Supplied information —
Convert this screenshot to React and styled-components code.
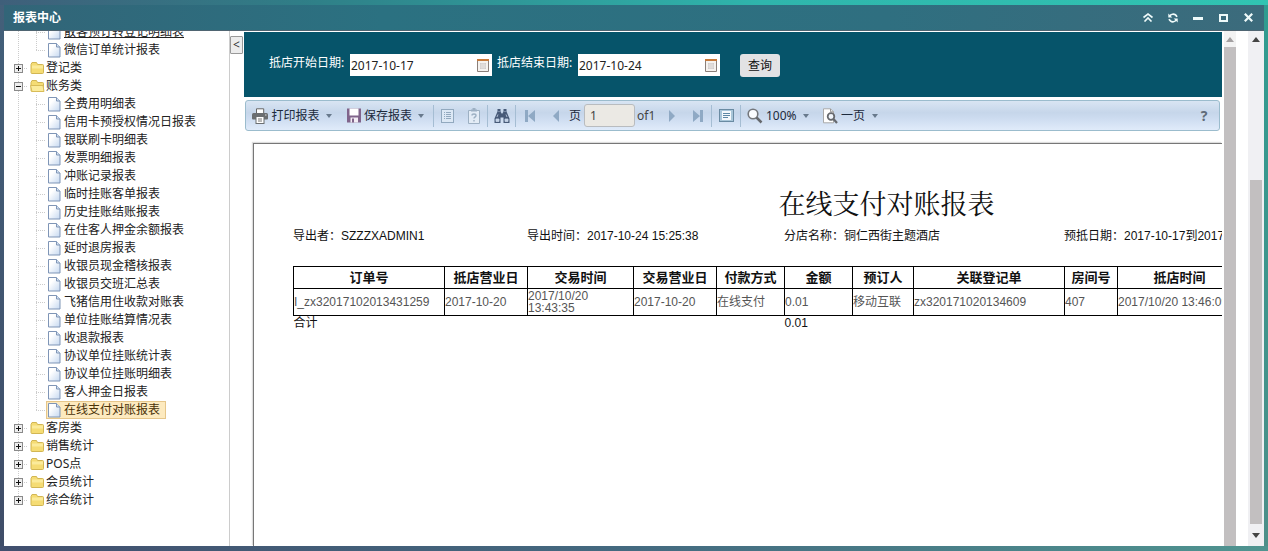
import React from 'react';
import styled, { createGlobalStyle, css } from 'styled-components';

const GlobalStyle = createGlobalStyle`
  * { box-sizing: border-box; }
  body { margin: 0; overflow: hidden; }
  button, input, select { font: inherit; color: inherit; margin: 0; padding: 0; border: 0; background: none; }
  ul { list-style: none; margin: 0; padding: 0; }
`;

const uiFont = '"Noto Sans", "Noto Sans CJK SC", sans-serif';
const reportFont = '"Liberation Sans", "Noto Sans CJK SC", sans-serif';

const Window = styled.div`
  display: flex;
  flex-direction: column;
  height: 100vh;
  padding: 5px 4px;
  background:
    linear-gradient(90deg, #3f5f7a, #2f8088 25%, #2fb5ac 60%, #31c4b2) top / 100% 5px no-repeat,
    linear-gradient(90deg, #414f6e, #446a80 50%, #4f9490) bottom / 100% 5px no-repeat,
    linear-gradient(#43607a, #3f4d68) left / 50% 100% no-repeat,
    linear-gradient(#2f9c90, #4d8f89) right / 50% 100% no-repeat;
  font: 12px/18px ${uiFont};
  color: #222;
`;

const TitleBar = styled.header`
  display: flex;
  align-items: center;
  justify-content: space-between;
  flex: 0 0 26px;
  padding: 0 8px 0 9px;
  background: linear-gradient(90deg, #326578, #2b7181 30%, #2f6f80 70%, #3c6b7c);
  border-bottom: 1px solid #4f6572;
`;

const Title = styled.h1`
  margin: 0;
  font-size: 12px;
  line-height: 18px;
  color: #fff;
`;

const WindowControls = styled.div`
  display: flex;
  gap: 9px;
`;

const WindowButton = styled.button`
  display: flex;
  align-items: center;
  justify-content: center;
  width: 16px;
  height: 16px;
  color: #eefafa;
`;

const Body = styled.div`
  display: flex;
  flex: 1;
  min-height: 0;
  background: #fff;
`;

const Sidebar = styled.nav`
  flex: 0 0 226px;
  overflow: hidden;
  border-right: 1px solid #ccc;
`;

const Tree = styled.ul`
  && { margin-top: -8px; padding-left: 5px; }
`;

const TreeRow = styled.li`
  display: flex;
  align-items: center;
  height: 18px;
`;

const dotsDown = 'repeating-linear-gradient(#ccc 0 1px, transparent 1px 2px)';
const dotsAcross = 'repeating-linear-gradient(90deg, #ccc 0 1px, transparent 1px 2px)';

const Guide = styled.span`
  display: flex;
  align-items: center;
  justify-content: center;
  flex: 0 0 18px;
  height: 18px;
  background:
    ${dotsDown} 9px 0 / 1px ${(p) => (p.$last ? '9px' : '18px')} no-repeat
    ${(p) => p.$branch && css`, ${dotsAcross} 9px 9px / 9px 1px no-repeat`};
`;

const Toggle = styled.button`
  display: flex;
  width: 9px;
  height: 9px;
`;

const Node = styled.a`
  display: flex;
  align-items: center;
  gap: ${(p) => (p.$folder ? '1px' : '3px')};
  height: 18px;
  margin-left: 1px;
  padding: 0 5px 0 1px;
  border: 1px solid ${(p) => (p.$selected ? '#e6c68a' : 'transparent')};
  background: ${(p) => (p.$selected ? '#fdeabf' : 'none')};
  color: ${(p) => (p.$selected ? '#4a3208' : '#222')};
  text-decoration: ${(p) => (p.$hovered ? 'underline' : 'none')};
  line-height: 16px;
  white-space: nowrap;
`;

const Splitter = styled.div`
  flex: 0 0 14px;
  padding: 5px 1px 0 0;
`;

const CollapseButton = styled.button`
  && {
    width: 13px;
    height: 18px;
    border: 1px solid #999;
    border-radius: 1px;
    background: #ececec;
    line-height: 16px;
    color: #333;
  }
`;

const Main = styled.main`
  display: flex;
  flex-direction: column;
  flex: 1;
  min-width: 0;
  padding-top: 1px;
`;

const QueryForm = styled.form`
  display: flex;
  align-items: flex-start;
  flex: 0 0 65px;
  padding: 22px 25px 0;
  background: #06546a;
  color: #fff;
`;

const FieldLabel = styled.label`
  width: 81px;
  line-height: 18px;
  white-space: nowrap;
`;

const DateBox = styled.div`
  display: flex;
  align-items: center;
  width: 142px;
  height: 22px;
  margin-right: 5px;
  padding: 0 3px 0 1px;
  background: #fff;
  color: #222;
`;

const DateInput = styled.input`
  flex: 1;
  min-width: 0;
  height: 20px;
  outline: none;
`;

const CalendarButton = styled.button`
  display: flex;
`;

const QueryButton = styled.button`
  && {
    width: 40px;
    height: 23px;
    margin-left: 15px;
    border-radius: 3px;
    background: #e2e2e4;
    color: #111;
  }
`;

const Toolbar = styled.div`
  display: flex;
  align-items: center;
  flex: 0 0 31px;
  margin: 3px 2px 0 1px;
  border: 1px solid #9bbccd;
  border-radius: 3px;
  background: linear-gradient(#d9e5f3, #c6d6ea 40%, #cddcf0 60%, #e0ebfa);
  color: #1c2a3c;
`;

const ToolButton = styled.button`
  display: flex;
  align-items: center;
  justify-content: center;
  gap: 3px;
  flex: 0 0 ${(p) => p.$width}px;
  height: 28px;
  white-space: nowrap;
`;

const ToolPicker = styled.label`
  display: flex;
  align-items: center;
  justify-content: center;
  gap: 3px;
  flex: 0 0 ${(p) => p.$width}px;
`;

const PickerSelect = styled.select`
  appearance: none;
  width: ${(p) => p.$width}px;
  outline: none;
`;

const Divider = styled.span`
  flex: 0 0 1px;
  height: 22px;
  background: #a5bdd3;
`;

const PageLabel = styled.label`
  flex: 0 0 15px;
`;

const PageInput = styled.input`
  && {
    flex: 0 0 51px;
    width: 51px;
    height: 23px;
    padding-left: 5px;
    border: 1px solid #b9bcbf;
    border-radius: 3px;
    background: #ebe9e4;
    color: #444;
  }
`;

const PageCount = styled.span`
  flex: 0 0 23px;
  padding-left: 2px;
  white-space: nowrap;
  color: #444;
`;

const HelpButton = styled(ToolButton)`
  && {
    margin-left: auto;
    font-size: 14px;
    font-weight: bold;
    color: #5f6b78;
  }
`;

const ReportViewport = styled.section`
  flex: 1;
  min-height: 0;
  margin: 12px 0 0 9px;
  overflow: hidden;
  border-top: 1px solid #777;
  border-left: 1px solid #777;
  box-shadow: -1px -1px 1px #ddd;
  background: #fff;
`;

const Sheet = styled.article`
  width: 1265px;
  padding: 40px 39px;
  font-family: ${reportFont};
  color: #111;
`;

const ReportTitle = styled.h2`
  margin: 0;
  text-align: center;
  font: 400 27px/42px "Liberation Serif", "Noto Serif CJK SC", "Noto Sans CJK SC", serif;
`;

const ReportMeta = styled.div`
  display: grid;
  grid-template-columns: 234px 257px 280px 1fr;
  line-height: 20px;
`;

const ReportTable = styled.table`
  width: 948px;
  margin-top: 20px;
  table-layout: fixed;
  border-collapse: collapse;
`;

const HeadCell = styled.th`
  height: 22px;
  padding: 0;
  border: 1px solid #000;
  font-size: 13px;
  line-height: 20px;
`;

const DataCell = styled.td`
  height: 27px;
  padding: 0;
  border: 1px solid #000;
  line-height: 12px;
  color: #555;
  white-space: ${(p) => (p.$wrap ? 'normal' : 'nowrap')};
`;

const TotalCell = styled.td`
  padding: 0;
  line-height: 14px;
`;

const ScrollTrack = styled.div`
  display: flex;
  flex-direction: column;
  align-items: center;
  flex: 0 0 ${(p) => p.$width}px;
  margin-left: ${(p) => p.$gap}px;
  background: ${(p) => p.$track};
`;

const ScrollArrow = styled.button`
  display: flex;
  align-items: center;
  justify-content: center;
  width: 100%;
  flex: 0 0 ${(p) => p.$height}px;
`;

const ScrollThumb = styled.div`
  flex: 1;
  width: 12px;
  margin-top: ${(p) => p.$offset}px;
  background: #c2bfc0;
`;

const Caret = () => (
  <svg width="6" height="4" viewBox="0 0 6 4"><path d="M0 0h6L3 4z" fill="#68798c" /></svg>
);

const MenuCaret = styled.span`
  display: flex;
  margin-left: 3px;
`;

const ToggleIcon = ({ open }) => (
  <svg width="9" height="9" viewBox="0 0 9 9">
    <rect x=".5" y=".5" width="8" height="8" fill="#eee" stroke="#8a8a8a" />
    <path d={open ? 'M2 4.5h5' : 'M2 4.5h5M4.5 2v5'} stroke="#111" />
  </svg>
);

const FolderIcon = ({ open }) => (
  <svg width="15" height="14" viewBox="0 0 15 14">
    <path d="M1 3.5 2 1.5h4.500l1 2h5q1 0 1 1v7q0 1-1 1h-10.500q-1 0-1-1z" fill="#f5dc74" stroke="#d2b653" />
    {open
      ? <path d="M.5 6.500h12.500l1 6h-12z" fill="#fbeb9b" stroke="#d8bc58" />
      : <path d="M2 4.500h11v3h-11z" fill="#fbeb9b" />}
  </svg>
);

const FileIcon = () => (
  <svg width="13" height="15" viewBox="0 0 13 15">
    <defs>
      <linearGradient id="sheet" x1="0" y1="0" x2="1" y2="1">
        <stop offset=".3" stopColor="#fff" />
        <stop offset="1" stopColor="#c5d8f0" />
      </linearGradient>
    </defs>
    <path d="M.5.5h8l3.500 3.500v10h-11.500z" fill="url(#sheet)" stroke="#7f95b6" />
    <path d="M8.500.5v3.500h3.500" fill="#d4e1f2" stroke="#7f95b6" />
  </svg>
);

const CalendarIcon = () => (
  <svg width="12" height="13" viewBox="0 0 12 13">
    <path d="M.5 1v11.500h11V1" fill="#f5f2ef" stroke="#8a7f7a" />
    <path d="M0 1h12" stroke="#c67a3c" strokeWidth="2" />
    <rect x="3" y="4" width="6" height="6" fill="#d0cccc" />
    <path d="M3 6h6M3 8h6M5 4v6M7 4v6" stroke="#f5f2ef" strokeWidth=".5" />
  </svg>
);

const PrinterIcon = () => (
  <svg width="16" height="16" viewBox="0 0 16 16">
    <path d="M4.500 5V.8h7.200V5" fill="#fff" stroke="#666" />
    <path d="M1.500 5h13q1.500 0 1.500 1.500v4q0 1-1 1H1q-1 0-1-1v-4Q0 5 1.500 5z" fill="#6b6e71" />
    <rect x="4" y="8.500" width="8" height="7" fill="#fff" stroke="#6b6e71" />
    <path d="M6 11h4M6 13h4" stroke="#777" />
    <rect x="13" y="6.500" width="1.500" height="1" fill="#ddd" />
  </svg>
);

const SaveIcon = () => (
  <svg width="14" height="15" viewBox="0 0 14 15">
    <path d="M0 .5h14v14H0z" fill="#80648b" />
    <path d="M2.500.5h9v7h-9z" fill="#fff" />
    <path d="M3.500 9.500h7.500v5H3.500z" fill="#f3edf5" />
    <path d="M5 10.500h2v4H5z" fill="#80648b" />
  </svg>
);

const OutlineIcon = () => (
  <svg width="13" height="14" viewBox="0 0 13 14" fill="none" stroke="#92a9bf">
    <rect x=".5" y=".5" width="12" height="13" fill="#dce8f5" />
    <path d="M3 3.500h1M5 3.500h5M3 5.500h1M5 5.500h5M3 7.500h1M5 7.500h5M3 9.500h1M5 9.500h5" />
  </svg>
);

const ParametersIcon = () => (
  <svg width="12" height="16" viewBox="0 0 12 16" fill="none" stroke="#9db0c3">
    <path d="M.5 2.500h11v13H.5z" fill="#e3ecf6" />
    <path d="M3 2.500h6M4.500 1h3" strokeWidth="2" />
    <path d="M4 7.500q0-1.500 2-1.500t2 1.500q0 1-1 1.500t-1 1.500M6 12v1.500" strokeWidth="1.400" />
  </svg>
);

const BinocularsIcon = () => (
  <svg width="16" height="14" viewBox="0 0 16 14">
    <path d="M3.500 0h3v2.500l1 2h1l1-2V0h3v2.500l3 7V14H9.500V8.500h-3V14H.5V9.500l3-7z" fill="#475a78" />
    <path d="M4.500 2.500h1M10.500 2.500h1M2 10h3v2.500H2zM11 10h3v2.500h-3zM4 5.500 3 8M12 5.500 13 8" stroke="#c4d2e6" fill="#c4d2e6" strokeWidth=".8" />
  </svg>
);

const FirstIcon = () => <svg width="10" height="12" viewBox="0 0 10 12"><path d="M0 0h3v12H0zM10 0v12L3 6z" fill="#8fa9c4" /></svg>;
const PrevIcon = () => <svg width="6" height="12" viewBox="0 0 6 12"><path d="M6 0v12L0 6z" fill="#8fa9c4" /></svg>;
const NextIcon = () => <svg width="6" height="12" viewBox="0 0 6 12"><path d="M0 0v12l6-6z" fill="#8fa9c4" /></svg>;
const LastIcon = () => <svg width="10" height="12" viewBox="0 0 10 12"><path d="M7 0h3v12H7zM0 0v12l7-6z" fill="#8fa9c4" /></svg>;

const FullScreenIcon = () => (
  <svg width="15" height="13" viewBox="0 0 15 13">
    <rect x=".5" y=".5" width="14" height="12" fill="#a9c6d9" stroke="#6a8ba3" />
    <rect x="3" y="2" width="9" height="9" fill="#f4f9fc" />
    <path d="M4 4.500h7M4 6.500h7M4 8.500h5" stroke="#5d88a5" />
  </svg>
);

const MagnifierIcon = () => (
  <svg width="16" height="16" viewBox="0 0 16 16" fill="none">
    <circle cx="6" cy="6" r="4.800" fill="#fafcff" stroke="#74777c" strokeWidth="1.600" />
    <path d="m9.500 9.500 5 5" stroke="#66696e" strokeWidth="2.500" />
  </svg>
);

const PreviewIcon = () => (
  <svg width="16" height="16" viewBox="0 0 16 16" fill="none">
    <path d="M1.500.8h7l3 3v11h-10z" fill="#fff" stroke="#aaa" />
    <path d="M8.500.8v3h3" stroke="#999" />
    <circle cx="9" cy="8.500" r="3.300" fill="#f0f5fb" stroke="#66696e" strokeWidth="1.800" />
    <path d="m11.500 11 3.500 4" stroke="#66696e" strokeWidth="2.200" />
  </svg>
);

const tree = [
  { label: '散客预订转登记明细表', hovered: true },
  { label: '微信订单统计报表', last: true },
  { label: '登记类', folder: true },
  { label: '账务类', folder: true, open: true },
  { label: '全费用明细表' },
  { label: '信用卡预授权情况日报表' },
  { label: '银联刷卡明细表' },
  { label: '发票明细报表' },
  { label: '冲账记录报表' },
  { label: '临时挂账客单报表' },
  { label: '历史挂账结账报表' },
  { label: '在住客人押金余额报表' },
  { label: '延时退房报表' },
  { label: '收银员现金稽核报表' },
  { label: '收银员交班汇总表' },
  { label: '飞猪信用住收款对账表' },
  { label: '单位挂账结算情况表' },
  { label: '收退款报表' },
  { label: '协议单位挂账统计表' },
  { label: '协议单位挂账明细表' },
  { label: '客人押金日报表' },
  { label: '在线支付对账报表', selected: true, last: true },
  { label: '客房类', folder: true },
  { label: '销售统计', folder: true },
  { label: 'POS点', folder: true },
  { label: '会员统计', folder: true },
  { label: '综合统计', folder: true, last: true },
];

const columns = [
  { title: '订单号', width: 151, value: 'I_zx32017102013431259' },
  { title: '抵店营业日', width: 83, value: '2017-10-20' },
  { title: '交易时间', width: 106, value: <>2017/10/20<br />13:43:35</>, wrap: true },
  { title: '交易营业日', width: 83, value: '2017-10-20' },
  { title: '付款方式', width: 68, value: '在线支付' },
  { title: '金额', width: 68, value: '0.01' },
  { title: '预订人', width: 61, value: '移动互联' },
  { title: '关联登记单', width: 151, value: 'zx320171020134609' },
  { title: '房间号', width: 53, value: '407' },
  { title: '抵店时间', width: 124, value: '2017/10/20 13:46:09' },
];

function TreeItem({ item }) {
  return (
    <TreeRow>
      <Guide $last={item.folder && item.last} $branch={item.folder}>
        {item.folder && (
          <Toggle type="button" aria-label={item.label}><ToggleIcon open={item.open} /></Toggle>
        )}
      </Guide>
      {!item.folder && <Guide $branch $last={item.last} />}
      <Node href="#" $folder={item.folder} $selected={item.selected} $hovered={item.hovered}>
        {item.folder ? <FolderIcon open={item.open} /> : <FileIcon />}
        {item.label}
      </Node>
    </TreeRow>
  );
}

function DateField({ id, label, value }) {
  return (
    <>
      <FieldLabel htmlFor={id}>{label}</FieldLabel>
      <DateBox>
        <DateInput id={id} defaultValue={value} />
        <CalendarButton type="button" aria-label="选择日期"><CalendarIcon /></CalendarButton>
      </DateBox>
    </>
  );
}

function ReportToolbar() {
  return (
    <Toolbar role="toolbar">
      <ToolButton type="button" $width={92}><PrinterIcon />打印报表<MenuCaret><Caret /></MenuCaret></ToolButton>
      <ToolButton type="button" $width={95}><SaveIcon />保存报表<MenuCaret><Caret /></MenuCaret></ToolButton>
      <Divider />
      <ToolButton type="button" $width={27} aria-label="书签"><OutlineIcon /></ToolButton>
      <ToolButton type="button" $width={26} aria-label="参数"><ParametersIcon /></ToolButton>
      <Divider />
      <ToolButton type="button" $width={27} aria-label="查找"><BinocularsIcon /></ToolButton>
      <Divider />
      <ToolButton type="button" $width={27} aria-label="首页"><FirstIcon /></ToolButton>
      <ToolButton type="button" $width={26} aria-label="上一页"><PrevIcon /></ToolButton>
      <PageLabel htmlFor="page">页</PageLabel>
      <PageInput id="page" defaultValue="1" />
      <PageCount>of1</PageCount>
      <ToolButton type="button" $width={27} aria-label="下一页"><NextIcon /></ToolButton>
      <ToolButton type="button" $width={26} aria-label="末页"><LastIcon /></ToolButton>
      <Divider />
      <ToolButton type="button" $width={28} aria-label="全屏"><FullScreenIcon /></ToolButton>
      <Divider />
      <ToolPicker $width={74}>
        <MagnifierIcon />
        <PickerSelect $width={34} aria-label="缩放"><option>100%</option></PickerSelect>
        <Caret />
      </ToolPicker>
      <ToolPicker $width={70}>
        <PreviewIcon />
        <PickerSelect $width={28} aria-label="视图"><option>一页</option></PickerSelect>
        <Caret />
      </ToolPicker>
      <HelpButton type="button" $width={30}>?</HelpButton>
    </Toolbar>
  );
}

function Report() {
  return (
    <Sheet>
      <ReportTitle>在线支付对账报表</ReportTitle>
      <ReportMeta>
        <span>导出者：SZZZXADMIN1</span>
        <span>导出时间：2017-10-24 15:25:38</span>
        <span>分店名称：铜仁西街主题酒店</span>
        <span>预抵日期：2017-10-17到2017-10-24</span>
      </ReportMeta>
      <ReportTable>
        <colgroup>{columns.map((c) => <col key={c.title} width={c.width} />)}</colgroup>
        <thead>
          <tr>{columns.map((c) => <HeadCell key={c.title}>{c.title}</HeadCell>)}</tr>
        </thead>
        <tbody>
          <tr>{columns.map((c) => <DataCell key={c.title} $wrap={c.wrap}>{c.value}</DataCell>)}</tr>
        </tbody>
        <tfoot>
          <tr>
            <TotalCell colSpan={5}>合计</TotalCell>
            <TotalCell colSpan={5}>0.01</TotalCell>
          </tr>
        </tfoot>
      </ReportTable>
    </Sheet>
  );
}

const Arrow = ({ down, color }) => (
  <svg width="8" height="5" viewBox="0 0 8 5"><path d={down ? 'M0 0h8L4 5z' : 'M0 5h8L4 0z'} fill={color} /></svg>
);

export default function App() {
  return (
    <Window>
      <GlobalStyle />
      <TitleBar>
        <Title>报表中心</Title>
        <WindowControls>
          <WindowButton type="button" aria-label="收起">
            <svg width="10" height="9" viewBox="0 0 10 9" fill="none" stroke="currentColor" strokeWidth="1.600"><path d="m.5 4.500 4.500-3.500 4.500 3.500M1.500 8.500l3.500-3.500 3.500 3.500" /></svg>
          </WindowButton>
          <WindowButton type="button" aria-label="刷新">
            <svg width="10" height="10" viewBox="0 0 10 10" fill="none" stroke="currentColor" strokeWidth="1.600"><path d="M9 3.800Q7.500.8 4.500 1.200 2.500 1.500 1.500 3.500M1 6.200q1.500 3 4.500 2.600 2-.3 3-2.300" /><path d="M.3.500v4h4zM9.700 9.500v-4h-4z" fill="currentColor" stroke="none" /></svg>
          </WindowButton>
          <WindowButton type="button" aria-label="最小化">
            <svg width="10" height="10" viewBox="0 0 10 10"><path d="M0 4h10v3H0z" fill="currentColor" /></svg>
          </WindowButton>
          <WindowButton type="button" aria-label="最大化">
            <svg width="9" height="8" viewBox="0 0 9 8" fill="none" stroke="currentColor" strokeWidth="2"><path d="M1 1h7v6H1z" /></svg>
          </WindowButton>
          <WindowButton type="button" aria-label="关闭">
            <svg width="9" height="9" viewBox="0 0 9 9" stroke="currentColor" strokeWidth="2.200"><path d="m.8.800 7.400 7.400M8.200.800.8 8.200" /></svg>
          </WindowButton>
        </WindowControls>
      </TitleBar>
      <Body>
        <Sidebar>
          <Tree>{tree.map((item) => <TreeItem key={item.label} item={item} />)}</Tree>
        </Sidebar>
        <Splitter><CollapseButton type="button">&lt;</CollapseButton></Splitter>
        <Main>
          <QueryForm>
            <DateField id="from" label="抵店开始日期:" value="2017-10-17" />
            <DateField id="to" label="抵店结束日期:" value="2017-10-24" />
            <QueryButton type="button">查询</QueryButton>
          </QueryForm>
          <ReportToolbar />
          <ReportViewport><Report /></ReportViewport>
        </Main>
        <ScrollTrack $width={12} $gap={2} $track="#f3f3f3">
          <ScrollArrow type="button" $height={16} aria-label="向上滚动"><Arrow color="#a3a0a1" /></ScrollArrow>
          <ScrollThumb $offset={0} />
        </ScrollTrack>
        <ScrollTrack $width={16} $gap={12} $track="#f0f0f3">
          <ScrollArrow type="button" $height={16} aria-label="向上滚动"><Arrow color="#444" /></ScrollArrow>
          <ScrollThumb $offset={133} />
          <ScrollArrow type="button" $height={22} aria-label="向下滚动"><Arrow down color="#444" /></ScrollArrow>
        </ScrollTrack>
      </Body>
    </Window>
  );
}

What is asked —
Search the lines for "components". Copy each line that has it.

Task output —
Convert this screenshot to React and styled-components code.
import styled, { createGlobalStyle, css } from 'styled-components';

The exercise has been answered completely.